[Task directions] Return all lines where the word "TypeScript" can be found.

::: Material

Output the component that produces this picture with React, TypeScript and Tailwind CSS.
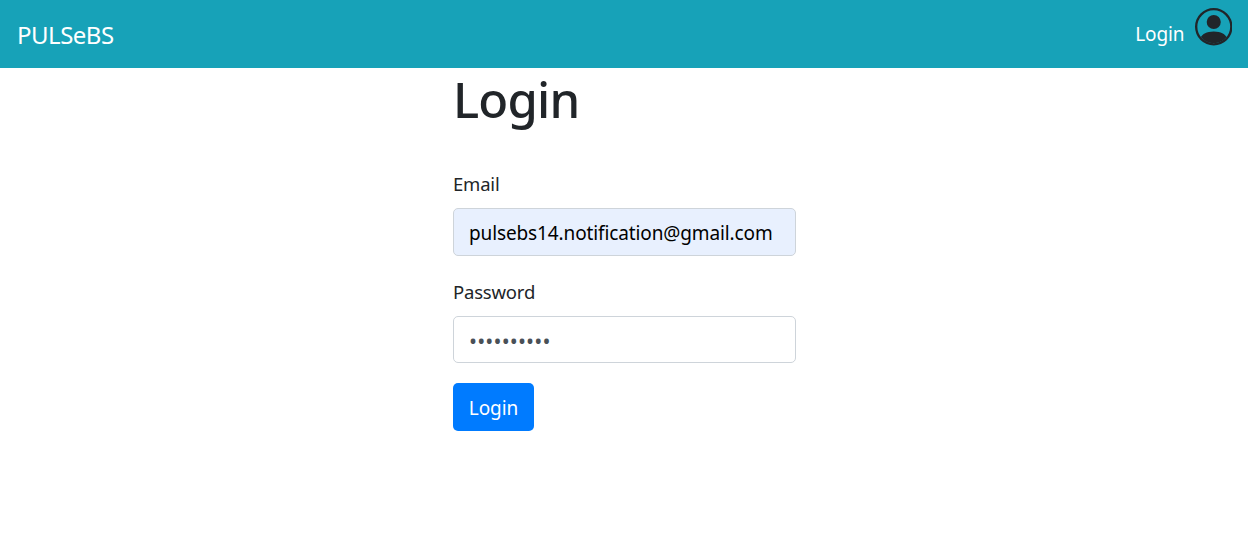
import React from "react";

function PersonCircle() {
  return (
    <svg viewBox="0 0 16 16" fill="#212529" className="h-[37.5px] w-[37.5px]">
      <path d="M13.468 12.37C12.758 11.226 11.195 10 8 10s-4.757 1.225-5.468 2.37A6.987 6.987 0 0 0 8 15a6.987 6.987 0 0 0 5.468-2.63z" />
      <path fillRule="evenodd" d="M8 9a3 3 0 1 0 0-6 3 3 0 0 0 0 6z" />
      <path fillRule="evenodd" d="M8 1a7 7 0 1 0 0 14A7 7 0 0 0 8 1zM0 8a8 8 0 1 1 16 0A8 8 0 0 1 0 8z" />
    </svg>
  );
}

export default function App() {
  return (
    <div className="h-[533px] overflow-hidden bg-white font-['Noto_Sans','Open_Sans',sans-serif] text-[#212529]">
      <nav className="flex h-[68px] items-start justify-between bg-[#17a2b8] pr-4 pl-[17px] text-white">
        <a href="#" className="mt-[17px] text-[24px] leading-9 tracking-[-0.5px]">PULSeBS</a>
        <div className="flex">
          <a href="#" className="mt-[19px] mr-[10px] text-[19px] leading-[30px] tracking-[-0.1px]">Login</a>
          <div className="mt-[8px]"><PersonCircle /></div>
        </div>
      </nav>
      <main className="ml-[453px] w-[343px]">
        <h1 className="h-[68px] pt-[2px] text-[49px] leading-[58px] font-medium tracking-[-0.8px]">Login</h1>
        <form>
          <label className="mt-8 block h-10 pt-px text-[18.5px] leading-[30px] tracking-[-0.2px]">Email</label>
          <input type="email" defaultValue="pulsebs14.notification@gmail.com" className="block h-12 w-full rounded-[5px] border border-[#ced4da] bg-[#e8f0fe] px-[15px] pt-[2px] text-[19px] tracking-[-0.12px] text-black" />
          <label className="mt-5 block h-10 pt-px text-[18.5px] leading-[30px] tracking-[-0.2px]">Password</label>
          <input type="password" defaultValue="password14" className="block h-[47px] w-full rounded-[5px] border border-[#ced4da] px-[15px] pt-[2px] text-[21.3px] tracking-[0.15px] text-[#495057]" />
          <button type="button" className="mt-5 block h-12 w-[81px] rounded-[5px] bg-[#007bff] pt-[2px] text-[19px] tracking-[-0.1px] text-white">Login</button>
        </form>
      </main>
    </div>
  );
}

::::::
::: Material

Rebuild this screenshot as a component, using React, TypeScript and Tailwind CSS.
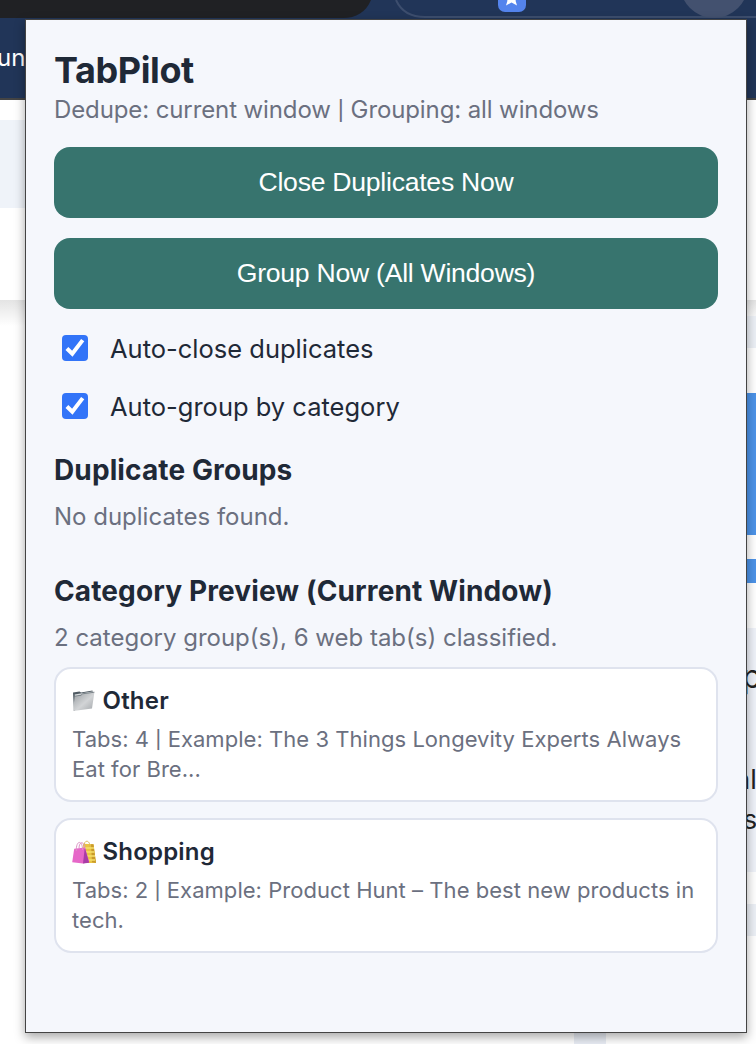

::::::

[Output for this exercise]
Output the component that produces this picture with React, TypeScript and Tailwind CSS.
Rebuild this screenshot as a component, using React, TypeScript and Tailwind CSS.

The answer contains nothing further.